Основоположник экспериментальной психологии Густав Фехнер писал: "Человек живет не один раз, а три. Первая ступень его жизни - непрерывный сон, вторая - чередование сна и бодрствования, третья - непрерывное бодрствование. На первой ступени человек прозябает в сумерках одиночества; на второй он живет личной жизнью и одновременно вступает в общение с другими людьми, в лучах света, озаряющих ему мир явлений; на третьей жизнь его духовности переплетается с жизнью духовностей других людей для высшей жизни во Всевышнем Духе и созерцает сущность всего происходящего".
К этому надо добавить, что есть глубокая связь между тремя стадиями человеческого существования. Как характер и условия внутриутробного периода обязательно сказываются на дальнейшей жизни человека, так и временный, земной отрезок бытия формирует дух для вечного становления.
Отсюда вытекает нравственный вывод: наши действия, слова и даже мысли небезразличны для нашей судьбы и по эту, и по ту сторону смертной черты.
Подобный взгляд отнюдь не оправдывает "потустороннего крена сознания". Наоборот, он наполняет человека чувством глубокой ответственности за каждый день и час Нашей жизни.
Тот, кто внимательно читал Евангелие, возможно, заметил, что в нем почти нет описаний посмертия.

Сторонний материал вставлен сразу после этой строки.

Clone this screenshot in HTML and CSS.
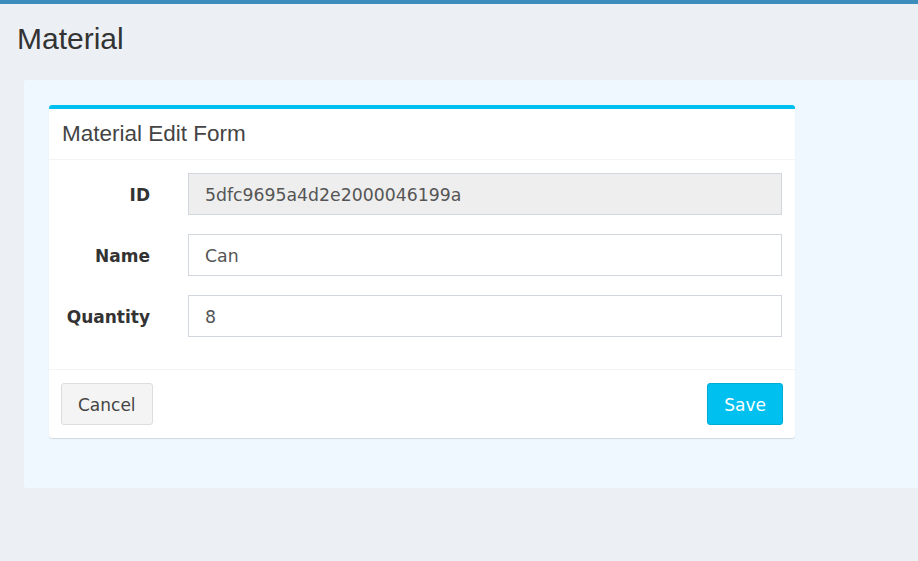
FILE: index.html
```html
<!DOCTYPE html>
<html>
<head>
<meta charset="utf-8">
<link rel="stylesheet" href="styles.css">
</head>
<body>
<div class="topbar"></div>
<h1 class="page-title">Material</h1>
<div class="content">
  <div class="box">
    <div class="box-header"><h3 class="box-title">Material Edit Form</h3></div>
    <div class="box-body">
      <div class="form-group">
        <label class="label">ID</label>
        <input class="input input-readonly" type="text" value="5dfc9695a4d2e2000046199a" readonly>
      </div>
      <div class="form-group">
        <label class="label">Name</label>
        <input class="input" type="text" value="Can">
      </div>
      <div class="form-group">
        <label class="label">Quantity</label>
        <input class="input" type="text" value="8">
      </div>
    </div>
    <div class="box-footer">
      <button class="btn btn-default">Cancel</button>
      <button class="btn btn-info">Save</button>
    </div>
  </div>
</div>
</body>
</html>
```
FILE: styles.css
```css
html, body {
  margin: 0;
  padding: 0;
}
body {
  background: #ecf0f5;
  font-family: "DejaVu Sans", Verdana, sans-serif;
  color: #333;
  width: 918px;
  height: 561px;
  overflow: hidden;
}
.topbar {
  height: 4px;
  background: #3c8dbc;
}
.page-title {
  margin: 18px 0 0 17px;
  font-family: "Liberation Sans", Arial, sans-serif;
  font-weight: normal;
  font-size: 30px;
  line-height: 33px;
  color: #333;
}
.content {
  margin: 25px 0 0 24px;
  background: #eef8fe;
  border-radius: 3px 0 0 3px;
  padding: 25px 0 50px 25px;
}
.box {
  width: 746px;
  background: #fff;
  border-top: 4px solid #00c0ef;
  border-radius: 3px;
  box-shadow: 0 1px 1px rgba(0,0,0,0.12);
}
.box-header {
  padding: 14px 13px;
  border-bottom: 1px solid #f4f4f4;
}
.box-title {
  margin: 0;
  font-family: "Liberation Sans", Arial, sans-serif;
  font-weight: normal;
  font-size: 22.5px;
  line-height: 22px;
  color: #444;
}
.box-body {
  padding: 13px 13px 13px 0;
}
.form-group {
  display: flex;
  align-items: center;
  margin-bottom: 19px;
}
.label {
  width: 101px;
  padding: 2px 38px 0 0;
  text-align: right;
  font-weight: bold;
  font-size: 17px;
  color: #333;
}
.input {
  flex: 1;
  height: 42px;
  box-sizing: border-box;
  border: 1px solid #d2d6de;
  padding: 2px 16px 0;
  font-family: "DejaVu Sans", Verdana, sans-serif;
  font-size: 17.3px;
  color: #555;
  background: #fff;
  outline: none;
}
.input-readonly {
  background: #eee;
}
.box-footer {
  display: flex;
  justify-content: space-between;
  padding: 13px 12px;
  border-top: 1px solid #f4f4f4;
}
.btn {
  height: 42px;
  box-sizing: border-box;
  padding: 2px 16px 0;
  font-family: "DejaVu Sans", Verdana, sans-serif;
  font-size: 17px;
  border-radius: 3px;
  border: 1px solid transparent;
}
.btn-default {
  background: #f4f4f4;
  border-color: #ddd;
  color: #444;
}
.btn-info {
  background: #00c0ef;
  border-color: #00acd6;
  color: #fff;
}
```
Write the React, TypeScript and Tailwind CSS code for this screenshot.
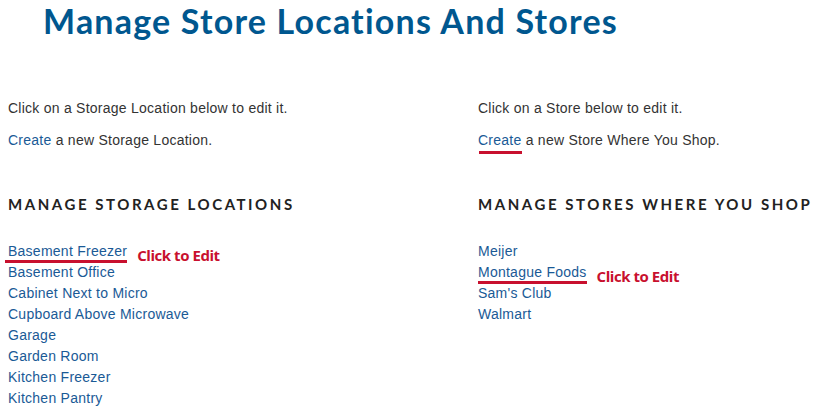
const STORAGE = [
  'Basement Freezer',
  'Basement Office',
  'Cabinet Next to Micro',
  'Cupboard Above Microwave',
  'Garage',
  'Garden Room',
  'Kitchen Freezer',
  'Kitchen Pantry',
]

const STORES = ['Meijer', 'Montague Foods', "Sam's Club", 'Walmart']

const body = { fontFamily: '"Liberation Sans", Arial, sans-serif' }
const heading = { fontFamily: 'Lato, "Open Sans", sans-serif' }
const note = { fontFamily: '"Open Sans", "Noto Sans", sans-serif' }

function ClickToEdit() {
  return (
    <span
      className="absolute left-full top-[4px] ml-[10px] whitespace-nowrap text-[15px] font-bold leading-[21px] tracking-[-0.03em] text-[#c8102e]"
      style={note}
    >
      Click to Edit
    </span>
  )
}

function Column({
  intro,
  create,
  title,
  items,
  marked,
  markCreate,
  lineLeft,
}: {
  intro: string
  create: string
  title: string
  items: string[]
  marked: string
  markCreate?: boolean
  lineLeft: string
}) {
  return (
    <div className="tracking-[0.25px]">
      <p className="text-[14px] leading-[21px] text-[#333]">{intro}</p>
      <p className="mt-[11px] text-[14px] leading-[21px] text-[#333]">
        <a className="relative text-[#1a5a96]">
          Create
          {markCreate && <span className="absolute left-[1px] right-0 top-[19px] h-[3px] bg-[#c8102e]" />}
        </a>{' '}
        {create}
      </p>
      <h2
        className="mt-[43px] text-[15px] font-bold uppercase leading-[21px] tracking-[0.17em] text-[#222]"
        style={heading}
      >
        {title}
      </h2>
      <ul className="mt-[26px]">
        {items.map((item) => (
          <li key={item} className="text-[14px] leading-[21px]">
            <a className="relative inline-block text-[#1a5a96]">
              {item}
              {item === marked && (
                <>
                  <span className={`absolute right-0 top-[19px] h-[3px] bg-[#c8102e] ${lineLeft}`} />
                  <ClickToEdit />
                </>
              )}
            </a>
          </li>
        ))}
      </ul>
    </div>
  )
}

export default function App() {
  return (
    <div className="min-h-screen bg-white" style={body}>
      <h1
        className="pl-[43px] text-[34px] font-bold leading-[42px] tracking-[1.2px] text-[#00578f]"
        style={heading}
      >
        Manage Store Locations And Stores
      </h1>
      <div className="mt-[56px] grid grid-cols-[470px_1fr] px-2">
        <Column
          intro="Click on a Storage Location below to edit it."
          create="a new Storage Location."
          title="Manage Storage Locations"
          items={STORAGE}
          marked="Basement Freezer"
          lineLeft="-left-[3px]"
        />
        <Column
          intro="Click on a Store below to edit it."
          create="a new Store Where You Shop."
          title="Manage Stores Where You Shop"
          items={STORES}
          marked="Montague Foods"
          markCreate
          lineLeft="left-0"
        />
      </div>
    </div>
  )
}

Проповедь Иисусова, безусловно подразумевающая бессмертие духа, сосредоточена на наших деяниях "здесь и теперь". Человек, который служит людям, служит добру, правде, который отдает себя, свои таланты, свои силы, свое время, свое сердце ближним, "собирает себе сокровище на небесах". Великий учитель христианства апостол Павел, послания которого вошли в Библию, в Новый Завет, говорил, что у нас нет ни адекватных слов, ни силы воображения, способных передать образ иных измерений. Характерно, что и люди, отвечавшие на вопросы доктора Моуди, чувствовали это и с большим трудом подбирали выражения, дающие лишь намек на их "посмертные переживания". Но важнейшее знание сохранялось. Им было достаточно помнить, что есть прямая зависимость между земной жизнью и состоянием духа после гибели тела. В этом заключалась главная суть их опыта.